3. CARD CHOICES AND EXPLANATIONS
3.1. Lands
Forbidden Orchard: After people figure out what's going on, they'll be hesitant to drop creatures. This land allows you to give people creatures that are useless at worst and a liability to them at best.
Desert: This lets you ping creatures after they attack, doing extra Repercussion damage.
Reliquary Tower: As we are a control deck, having no maximum hand size is such a boon.
Terrain Generator: Lets us get ahead on mana, and is the reason for the high basic land count. I thought about running Blood Moon, but we have enough important utility lands that it isn't worth it. Blood Moon is really unfun for most people, too.
Thawing Glaciers: We durdle in this deck. A LOT. I know this land seems REALLY slow, but our combo-kill is slower yet. Being able to pull out a land every other turn helps a lot more than you think.
Mistveil Plains: Lets you recycle Sunforger targets.
3.2. Draw
With Boros being the most draw-starved color combination, we have to play a lot of colorless draw. Figured I'd pull out the best of the best.
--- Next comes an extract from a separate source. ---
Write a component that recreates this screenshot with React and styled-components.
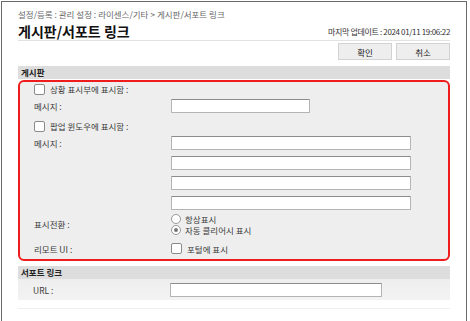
import React from 'react';
import styled, { createGlobalStyle } from 'styled-components';

const Global = createGlobalStyle`
  body {
    margin: 0;
    background: #fff;
    font-family: "Noto Sans CJK KR", "Noto Sans", sans-serif;
    color: #222;
  }
`

const Frame = styled.div`
  margin: 1px 0 0 1px;
  width: 432px;
  height: 340px;
  padding: 0 16px;
  border: 1px solid #6a6a6a;
  border-bottom: none;
  background: #fff;
`

const Crumb = styled.div`
  padding-top: 5px;
  height: 14px;
  font-size: 8.5px;
  line-height: 14px;
  color: #666;
`

const TitleRow = styled.div`
  display: flex;
  align-items: flex-end;
  justify-content: space-between;
  height: 19px;
  border-bottom: 1px solid #e2e2e2;
`

const Title = styled.h1`
  margin: 0;
  font-size: 14px;
  line-height: 18px;
  font-weight: 700;
  color: #111;
`

const Updated = styled.span`
  font-size: 8px;
  line-height: 16px;
  letter-spacing: -0.35px;
  color: #333;
`

const Buttons = styled.div`
  display: flex;
  justify-content: flex-end;
  gap: 4px;
  padding-top: 2px;
  height: 21px;
`

const Btn = styled.button`
  width: 54px;
  height: 17px;
  padding: 0;
  margin: 0;
  background: #eeeeee;
  border: 1px solid #d2d2d2;
  font-family: inherit;
  font-size: 8.5px;
  color: #222;
`

const SectionHead = styled.div`
  margin-top: ${p => p.$top || 0}px;
  height: 13px;
  padding-left: 3px;
  background: #dddddd;
  font-size: 8.5px;
  font-weight: 700;
  line-height: 13px;
  color: #222;
`

const Highlight = styled.div`
  margin-top: 1px;
  padding: 0 0 3px 14px;
  border: 2px solid #ee1c1c;
  border-radius: 6px;
  background: #eeeeee;
`

const Plain = styled.div`
  padding: 4px 0 3px 15px;
  background: linear-gradient(#eeeeee, #f3f3f3);
`

const Row = styled.div`
  display: grid;
  grid-template-columns: 137px 1fr;
  align-items: ${p => p.$align || 'center'};
  min-height: ${p => p.$h || 16}px;
  margin-top: ${p => p.$top || 0}px;
`

const Label = styled.label`
  display: flex;
  align-items: center;
  gap: 5px;
  font-size: 8.5px;
  line-height: 14px;
  color: #3a3a3a;
  white-space: nowrap;
`

const Box = styled.span`
  width: 9px;
  height: 9px;
  border: 1px solid #8a8a8a;
  border-radius: 2px;
  background: #fff;
  flex: none;
`

const Field = styled.div`
  width: ${p => p.$w}px;
  height: 12px;
  border: 1px solid #b4b4b4;
  border-top-color: #8c8c8c;
  border-radius: 1px;
  background: #fff;
`

const Stack = styled.div`
  display: flex;
  flex-direction: column;
  gap: ${p => p.$gap || 0}px;
`

const Radio = styled.span`
  position: relative;
  width: 8px;
  height: 8px;
  border: 1px solid #9a9a9a;
  border-radius: 50%;
  background: #fff;
  flex: none;
  &::after {
    content: '';
    display: ${p => (p.$on ? 'block' : 'none')};
    position: absolute;
    left: 2px;
    top: 2px;
    width: 4px;
    height: 4px;
    border-radius: 50%;
    background: #777;
  }
`

const Option = styled.div`
  display: flex;
  align-items: center;
  gap: 4px;
  height: 11px;
  font-size: 8.5px;
  color: #3a3a3a;
`

const Footer = styled.div`
  margin-top: 8px;
  padding: 4px 0 0 3px;
  border-top: 1px solid #eeeeee;
`

const ToTop = () => (
  <svg width="10" height="8" viewBox="0 0 10 8">
    <rect x="0" y="0" width="10" height="1" fill="#c8c8c8" />
    <path d="M5 2 L9.5 7.5 L0.5 7.5 Z" fill="#d0d0d0" />
  </svg>
)

export default function App() {
  return (
    <>
      <Global />
      <Frame>
        <Crumb>설정/등록 : 관리 설정 : 라이센스/기타 &gt; 게시판/서포트 링크</Crumb>
        <TitleRow>
          <Title>게시판/서포트 링크</Title>
          <Updated>마지막 업데이트 : 2024 01/11 19:06:22</Updated>
        </TitleRow>
        <Buttons>
          <Btn>확인</Btn>
          <Btn>취소</Btn>
        </Buttons>

        <SectionHead $top={2}>게시판</SectionHead>
        <Highlight>
          <Row $h={14}>
            <Label><Box />상황 표시부에 표시함 :</Label>
          </Row>
          <Row $h={17} $top={1}>
            <Label>메시지 :</Label>
            <Field $w={137} />
          </Row>
          <Row $h={16} $top={4}>
            <Label><Box />팝업 윈도우에 표시함 :</Label>
          </Row>
          <Row $align="start" $top={2}>
            <Label>메시지 :</Label>
            <Stack $gap={6}>
              <Field $w={238} />
              <Field $w={238} />
              <Field $w={238} />
              <Field $w={238} />
            </Stack>
          </Row>
          <Row $top={2} $h={24}>
            <Label>표시전환 :</Label>
            <Stack>
              <Option><Radio />항상표시</Option>
              <Option><Radio $on />자동 클리어시 표시</Option>
            </Stack>
          </Row>
          <Row $top={5} $h={15}>
            <Label>리모트 UI :</Label>
            <Label><Box />포털에 표시</Label>
          </Row>
        </Highlight>

        <SectionHead $top={5}>서포트 링크</SectionHead>
        <Plain>
          <Row $h={14}>
            <Label>URL :</Label>
            <Field $w={210} />
          </Row>
        </Plain>
        <Footer>
          <ToTop />
        </Footer>
      </Frame>
    </>
  )
}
Illuminated Folio: We hoard cards in hand, so it's a Honden of Seeing Winds with a one-mana upkeep.
Mind's Eye: Probably the best colorless draw in the game.
Staff of Nin: Second best colorless draw in the game, and you can pick off guys with it when there's a Humility on the table.
Tower of Fortunes: Expensive, but gives you something to do with your mana once the pillowfort is set up. Repeatable Tidings is huge.
Urza's Blueprints: Highly underrated--I think this is one of the best pieces of colorless draw in the format. Six mana this turn, six mana the next, then fire and forget.
3.3. Attack Deterrents
These are the cards with which you set up the pillowfort. Probably the most important early to midgame cards in the deck.
Aurification: This will turn any creature that deals damage to you into a defender. Note that this card isn't just restricted to combat damage.
Blazing Archon: Stops people from attacking you outright, so you can use Basandra to force opponents to attack each other. He becomes a liability once you're down to one opponent, though.
Caltrops, Lightmine Field, Powerstone Minefield: Punishes attacking.
Furnace of Rath: Doubles all damage your attack deterrents do. If you have Repercussion, it will quadruple Repercussion's damage.
Ghostly Prison, Sphere of Safety, Windborn Muse: Little-known fact about these three cards... If you force a creature to attack, and the controller of the creature chooses not to pay for your Ghostly Prison, that creature must attack someone else.
Gisela, Blade of Goldnight: Another Furnace that doubles as a win condition.
Humility: A key enchantment in the deck, this card is backbreaking because most decks are built to get value out of creatures. Expect to get a lot of hate when you drop it, but you'd be surprised how many decks just can't deal with it.
Maze of Ith: One weak point we have is to large creatures that can actually survive our attack deterrents. This is a way to answer those things and try to get them away from us.
Mystic Barrier: Forcing the table to play a game of attack left or attack right seems cool when they have to attack if able.
Repercussion: The centerpiece of the deck. This card lets you kill entire tables at once with a damage-based sweeper, and will let you ding players' life totals every time one of their creatures attacks into a Powerstone Minefield.
Stuffy Doll: This is such an amazing deterrent to fat creatures, and it's great watching it walk through a Powerstone Minefield.
3.4. Forced Attacking
Once you're set up, you drop one of these cards to make people attack into the nonsense you spent time setting up.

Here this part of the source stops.